Anthony Browne: An employers' NI holiday would be simpler and more effective than handouts for companies hiring the jobless

Nick Clegg’s announcement of £1bn worth of programmes to help the young unemployed is more than welcome. I have made the point on this site several times that the government has to be on the front foot on the battle against unemployment. It is obviously (as Tim pointed out) unfortunate that the Lib Dems briefed that getting the Tories to agree to job subsidies for the young unemployed was like getting a vegetarian to eat a kebab. The leak was clearly aimed at making the Tories seem like the nasty party, but I suspect that many senior Tories did indeed have reservations about the scheme – not because they don’t support the principle of it, or don’t want to help the unemployed, but because they are worried about the effectiveness of it. When Labour introduced their Future Jobs Fund - paying the entire cost of giving unemployed people a job for six months in the public sector – many leading Conservatives (and indeed business groups) were scathing, because such job subsidy schemes have previously proved futile. Non-jobs are invented to put the jobless in, who are then back on the dole when the subsidy finishes. The coalition’s Youth Contract, by contrast, is far better designed, for two reasons – the government will only pay at most half the cost of giving someone a job, and it is in the private as well as public sector.  Private companies are less inclined to invent non-jobs than the public sector, and if they are paying half the wages, they will certainly be keen to ensure the new workers are doing something worthwhile – which means they are more likely to want to keep them when the subsidy finishes.
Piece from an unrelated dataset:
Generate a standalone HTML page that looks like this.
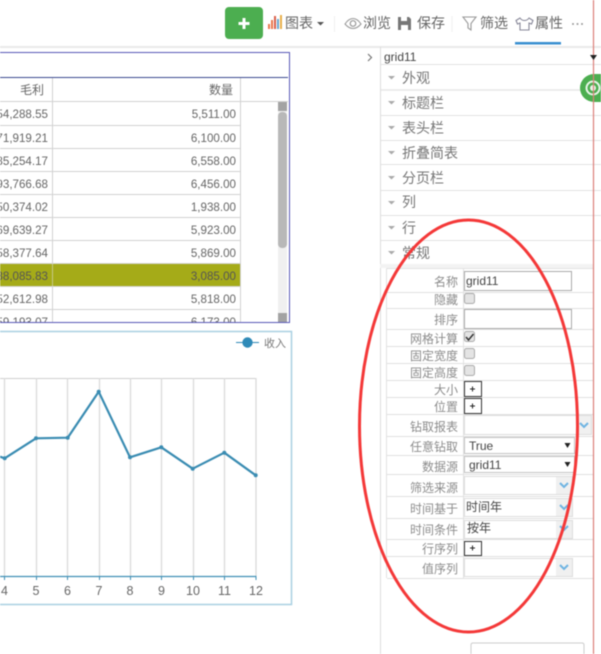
<!DOCTYPE html>
<html><head><meta charset="utf-8">
<style>
html,body{margin:0;padding:0;background:#fff;}
body{width:601px;height:654px;overflow:hidden;position:relative;}
svg{position:absolute;left:0;top:0;filter:blur(.45px);}
text{font-family:"Liberation Sans","Noto Sans CJK SC",sans-serif;}
.tb{font-size:14px;fill:#666;}
.n{font-size:11.6px;fill:#666;text-anchor:end;}
.h{font-size:12px;fill:#666;text-anchor:end;}
.a{font-size:12.5px;fill:#666;text-anchor:middle;}
.s{font-size:14px;fill:#777;}
.l{font-size:12px;fill:#8c8c8c;text-anchor:end;}
.v{font-size:12px;fill:#444;}
</style></head><body>
<svg width="601" height="654" viewBox="0 0 601 654">
<!-- toolbar -->
<rect x="225" y="7" width="38" height="32" rx="4" fill="#4cae50"/>
<path d="M244 18v11M238.500 23.500h11" stroke="#fff" stroke-width="3"/>
<g stroke-width="2">
<path d="M269 29v-5" stroke="#e9784d"/><path d="M272 29v-9" stroke="#e9784d"/><path d="M275 29v-13" stroke="#d9604a"/><path d="M278 29v-10" stroke="#6aa8d0"/><path d="M281 29v-14" stroke="#e8b04a"/>
</g>
<text x="285" y="28" class="tb">图表</text>
<path d="M317 22h7l-3.500 3.500z" fill="#555"/>
<path d="M334.500 16v16" stroke="#f0f0f0"/>
<path d="M345 24c3-4.500 6-5.500 8-5.500s5 1 8 5.500c-3 3.500-6 4.500-8 4.500s-5-1-8-4.500z" fill="none" stroke="#999" stroke-width="1.100"/>
<circle cx="353" cy="23.500" r="2.800" fill="none" stroke="#999" stroke-width="1.200"/>
<text x="363" y="28" class="tb">浏览</text>
<path d="M398 17h11l2 2v11h-13z" fill="#777"/><rect x="401" y="17" width="6" height="4" fill="#fff"/><rect x="401" y="25" width="7" height="5" fill="#fff"/>
<text x="417" y="28" class="tb">保存</text>
<path d="M452 16v16" stroke="#f0f0f0"/>
<path d="M463 17h13l-5 6.500v6.500l-3-2v-4.500z" fill="none" stroke="#999" stroke-width="1.100"/>
<text x="480" y="28" class="tb">筛选</text>
<path d="M520 18l-4 2.500 1.500 3.500 2.500-1v7h9v-7l2.500 1 1.500-3.500-4-2.500c-1 1.500-2 2.500-4.500 2.500s-3.500-1-4.500-2.500z" fill="none" stroke="#889" stroke-width="1.100"/>
<text x="535" y="28" class="tb">属性</text>
<circle cx="573" cy="24" r="1" fill="#999"/><circle cx="577.500" cy="24" r="1" fill="#999"/><circle cx="582" cy="24" r="1" fill="#999"/>
<rect x="515" y="42" width="46" height="2.500" fill="#3a8fd0"/>
<rect x="0" y="46" width="601" height="2" fill="#e9e9e9"/>

<!-- table -->
<path d="M0 52.500H289.500V322.500H0" fill="none" stroke="#5a5ab8" stroke-width="1"/>
<path d="M0 77.500H288" stroke="#3c4a90"/>
<g stroke="#d2d2d2">
<path d="M0 101.500H288M0 125.500H240M0 148.500H240M0 171.500H240M0 194.500H240M0 217.500H240M0 240.500H240M0 263.500H240M0 286.500H240M0 309.500H240"/>
<path d="M52.500 78V322M240.500 78V322"/>
</g>
<rect x="0" y="264" width="240" height="22" fill="#a5ab18"/>
<path d="M52.500 264V286" stroke="#c5c888"/>
<rect x="278" y="102" width="9" height="220" fill="#f0f0f0"/>
<rect x="278" y="102" width="9" height="9" fill="#a3a3a3"/>
<rect x="278" y="112" width="9" height="136" rx="4" fill="#b8b8b8"/>
<rect x="278" y="313" width="9" height="9" fill="#a3a3a3"/>
<text x="44" y="94" class="h">毛利</text><text x="233" y="94" class="h">数量</text>
<g class="nums">
<text x="48" y="118" class="n">54,288.55</text><text x="236" y="118" class="n">5,511.00</text>
<text x="48" y="142" class="n">71,919.21</text><text x="236" y="142" class="n">6,100.00</text>
<text x="48" y="165" class="n">85,254.17</text><text x="236" y="165" class="n">6,558.00</text>
<text x="48" y="188" class="n">93,766.68</text><text x="236" y="188" class="n">6,456.00</text>
<text x="48" y="211" class="n">50,374.02</text><text x="236" y="211" class="n">1,938.00</text>
<text x="48" y="234" class="n">69,639.27</text><text x="236" y="234" class="n">5,923.00</text>
<text x="48" y="257" class="n">58,377.64</text><text x="236" y="257" class="n">5,869.00</text>
<text x="48" y="280" class="n" style="fill:#555">88,085.83</text><text x="236" y="280" class="n" style="fill:#555">3,085.00</text>
<text x="48" y="303" class="n">52,612.98</text><text x="236" y="303" class="n">5,818.00</text>
</g>
<svg x="0" y="310" width="278" height="12" viewBox="0 310 278 12" style="position:static;filter:none">
<text x="48" y="326" class="n">59,193.07</text><text x="236" y="326" class="n">6,173.00</text>
</svg>

<!-- chart -->
<path d="M0 331.500H291.500V604.500H0" fill="none" stroke="#a9d0e2" stroke-width="1.500"/>
<path d="M236 342.500h23" stroke="#2f8ab8" stroke-width="1"/>
<circle cx="247.500" cy="342.500" r="5.200" fill="#2f8ab8"/>
<text x="264" y="347" style="font-size:11px;fill:#777">收入</text>
<path d="M0 378.500H256" stroke="#cfcfcf"/>
<g stroke="#dadada" stroke-width="1.300">
<path d="M4.500 378V576M36.500 378V576M67.500 378V576M99.500 378V576M130.500 378V576M161.500 378V576M193.500 378V576M224.500 378V576M256 378V576"/>
</g>
<path d="M0 576.500H256.500" stroke="#3f8fb5" stroke-width="1.300"/>
<path d="M4.500 577v3M36.500 577v3M67.500 577v3M99.500 577v3M130.500 577v3M161.500 577v3M193.500 577v3M224.500 577v3M256 577v3" stroke="#3f8fb5"/>
<path d="M0 456.700L4.700 458.300L36 438.300L67.700 437.700L98.700 391.700L130 457.300L161.300 447.300L192.700 468.700L224.300 452.700L255.700 475.300" fill="none" stroke="#3a8cb2" stroke-width="2.200" stroke-linejoin="round"/>
<g fill="#3a8cb2"><circle cx="4.700" cy="458.300" r="2"/><circle cx="36" cy="438.300" r="2"/><circle cx="67.700" cy="437.700" r="2"/><circle cx="98.700" cy="391.700" r="2"/><circle cx="130" cy="457.300" r="2"/><circle cx="161.300" cy="447.300" r="2"/><circle cx="192.700" cy="468.700" r="2"/><circle cx="224.300" cy="452.700" r="2"/><circle cx="255.700" cy="475.300" r="2"/></g>
<text x="4.500" y="595" class="a">4</text><text x="36" y="595" class="a">5</text><text x="67.500" y="595" class="a">6</text><text x="99" y="595" class="a">7</text><text x="130" y="595" class="a">8</text><text x="161.500" y="595" class="a">9</text><text x="193" y="595" class="a">10</text><text x="224.500" y="595" class="a">11</text><text x="256" y="595" class="a">12</text>

<!-- right panel -->
<path d="M368 54l3.500 3.500-3.500 3.500" fill="none" stroke="#777" stroke-width="1.200"/>
<path d="M380.500 47V654" stroke="#ddd"/>
<text x="384" y="61" style="font-size:12px;fill:#444">grid11</text>
<g stroke="#e3e3e3" stroke-width="1">
<path d="M381 64.500H601M381 115.500H601M381 140.500H601M381 164.500H601M381 190.500H601M381 215.500H601M381 240.500H601"/>
</g>
<path d="M381 90H601" stroke="#ececec" stroke-width="2"/>
<g fill="#aaa"><path d="M388 76h7l-3.500 3.500z"/><path d="M388 101h7l-3.500 3.500z"/><path d="M388 126h7l-3.500 3.500z"/><path d="M388 151h7l-3.500 3.500z"/><path d="M388 176h7l-3.500 3.500z"/><path d="M388 201h7l-3.500 3.500z"/><path d="M388 226h7l-3.500 3.500z"/><path d="M388 251h7l-3.500 3.500z"/></g>
<text x="402" y="83" class="s">外观</text><text x="402" y="108" class="s">标题栏</text><text x="402" y="133" class="s">表头栏</text><text x="402" y="158" class="s">折叠简表</text><text x="402" y="183" class="s">分页栏</text><text x="402" y="207" class="s">列</text><text x="402" y="233" class="s">行</text><text x="402" y="258" class="s">常规</text>

<!-- property grid -->
<rect x="380" y="264" width="213" height="4" fill="#f3f3f3"/>
<path d="M386.500 268.500H593M386.500 268.500V578M463.500 269V578" stroke="#e2e2e2" fill="none"/>
<g stroke="#e0e0e0"><path d="M387 292.500H593M387 308.500H593M387 329.500H593M387 346.500H593M387 363.500H593M387 380.500H593M387 397.500H593M387 414.500H593M387 436.500H593M387 455.500H593M387 474.500H593M387 496.500H593M387 518.500H593M387 539.500H593M387 556.500H593M387 578.500H593"/></g>
<text x="458" y="286" class="l">名称</text><text x="458" y="304" class="l">隐藏</text><text x="458" y="324" class="l">排序</text><text x="458" y="343" class="l">网格计算</text><text x="458" y="360" class="l">固定宽度</text><text x="458" y="377" class="l">固定高度</text><text x="458" y="394" class="l">大小</text><text x="458" y="411" class="l">位置</text><text x="458" y="431" class="l">钻取报表</text><text x="458" y="451" class="l">任意钻取</text><text x="458" y="471" class="l">数据源</text><text x="458" y="492" class="l">筛选来源</text><text x="458" y="513" class="l">时间基于</text><text x="458" y="534" class="l">时间条件</text><text x="458" y="553" class="l">行序列</text><text x="458" y="573" class="l">值序列</text>

<rect x="464.500" y="271.500" width="107" height="19" fill="#fff" stroke="#aaa"/>
<text x="466" y="285" class="v">grid11</text>
<rect x="464.500" y="309.500" width="107" height="19" fill="#fff" stroke="#aaa"/>
<g fill="#e4e4e4" stroke="#aaa"><rect x="464.500" y="293.500" width="10" height="10" rx="2"/><rect x="464.500" y="331.500" width="10" height="10" rx="2"/><rect x="464.500" y="348.500" width="10" height="10" rx="2"/><rect x="464.500" y="365.500" width="10" height="10" rx="2"/></g>
<path d="M466 337l2.500 3 5-6" fill="none" stroke="#333" stroke-width="1.500"/>
<g fill="#fff" stroke="#333"><rect x="464.500" y="381.500" width="17" height="15"/><rect x="464.500" y="398.500" width="17" height="15"/><rect x="464.500" y="541.500" width="17" height="14"/></g>
<path d="M470 389h5M472.500 386.500v5M470 406h5M472.500 403.500v5M470 548h5M472.500 545.500v5" stroke="#222"/>

<rect x="464.500" y="415.500" width="127" height="19" fill="#fff" stroke="#ddd"/>
<rect x="576" y="416" width="15" height="18" fill="#f0f0f0"/>
<rect x="464.500" y="437.500" width="110" height="16" fill="#fff" stroke="#c4c4c4"/>
<rect x="464.500" y="456.500" width="110" height="16" fill="#fff" stroke="#c4c4c4"/>
<text x="469" y="450" style="font-size:12px;fill:#444">True</text>
<text x="469" y="469" style="font-size:12px;fill:#444">grid11</text>
<path d="M564.500 443h6l-3 5zM564.500 462h6l-3 5z" fill="#222"/>
<g fill="#fff" stroke="#ddd"><rect x="464.500" y="476.500" width="108" height="18"/><rect x="464.500" y="498.500" width="108" height="18"/><rect x="464.500" y="520.500" width="108" height="18"/><rect x="464.500" y="558.500" width="108" height="18"/></g>
<g fill="#f0f0f0"><rect x="556" y="477" width="16" height="17"/><rect x="556" y="499" width="16" height="17"/><rect x="556" y="521" width="16" height="17"/><rect x="556" y="559" width="16" height="17"/></g>
<text x="466" y="511" class="v">时间年</text><text x="467" y="532" class="v">按年</text>
<g fill="none" stroke="#6fb4e2" stroke-width="2"><path d="M580 423l4 4 4-4"/><path d="M560 483l4 4 4-4"/><path d="M560 505l4 4 4-4"/><path d="M560 526l4 4 4-4"/><path d="M560 565l4 4 4-4"/></g>

<!-- bottom box -->
<path d="M471 654V645q0-2 2-2H582q2 0 2 2V654" fill="#fff" stroke="#ccc"/>

<!-- green tab -->
<path d="M601 74H594a14 14 0 0 0 0 28H601z" fill="#4cae50"/>
<circle cx="593" cy="88" r="6.500" fill="none" stroke="#e8f5e8" stroke-width="2"/>
<circle cx="593" cy="88" r="3" fill="#e8f5e8"/>

<!-- red vertical -->
<path d="M593.500 0V654" stroke="#dc7f7a" stroke-width="1.200"/>
<path d="M590 55h7l-3.500 5z" fill="#222"/>

<!-- red ellipse -->
<ellipse cx="468.500" cy="426" rx="109" ry="206" fill="none" stroke="#f43838" stroke-width="3"/>
</svg>
</body></html>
But at a discussion I had with business people this morning, one immediately blurted out angrily: “why is the government giving handouts, rather than tax incentives to employ people?” This is the crucial difference between what Nick Clegg unveiled today, and the NI holiday for the unemployed that the government has also been considering (and I have been promoting). In many ways, it illustrates the difference between a left wing and a Conservative approach. First there is the general principle, that rather than the government giving handouts to companies (or people), it is generally best to let companies (or people) keep more of their own money in the first place. But there are also real practical considerations. Most companies don’t actually want to apply for handouts to the government, partly as a point of pride, but also as a point of bureaucracy-avoidance: they don’t want to have to fill out application forms to qualify for the payment, and give bank account details to the government in order to get the payment (even if the payment goes direct to the new employee themselves). Far simpler that they just tick a box and keep the national insurance payments they would otherwise be giving to the government. The new scheme handing out the £1bn to subsidise companies’ wages will necessitate a bureaucracy to handle the payments, which will be both costly but also probably frustrating to deal with. It is difficult to set up efficient new bureaucracies from scratch, and the fact that it is time limited (to three years) means that it is going to be particularly hard. If you doubt all this, look at the difficulty in handing out money to companies affected by the riots: the newly-established grant-giving bureaucracy has been inefficient, and companies have not generally wanted to get involved in it for the sake of comparatively small sums of money. The great thing about having NI holidays for giving a job to the jobless is that it doesn’t necessitate creating a new bureaucratic structure – it can be done through existing systems – and it would be a lot more straightforward to qualify for.

Some commentators have said that the relatively low take up of the government’s scheme of giving NI holidays for startups taking on workers (only 5,000 have done so) shows that there is little appetite for such NI holiday schemes. I don’t think that is the case. The NI holiday for startups is narrowly defined – it is obviously only for new companies (not all companies, or public sector employers) and doesn’t apply to London and the South East, the two regions with the greatest number of startups. The limited scope of it means that it has been difficult to give it wide publicity – ministers can’t loudly trumpet a policy that only applies to parts of the country. The result is low awareness of the scheme (as the government has admitted), which in turn has led to low take up. In contrast, a scheme that enabled all employers to get NI holidays for giving a job to the jobless could be very widely promoted – it would apply to all employers, public, private, small or big, in every area of the country. Furthermore, it would be pretty straightforward to introduce it not just as an emergency measure, but as a permanent feature of the labour market. There are strong arguments for giving incentives for employers to give jobs to the jobless in boom times as well as busts.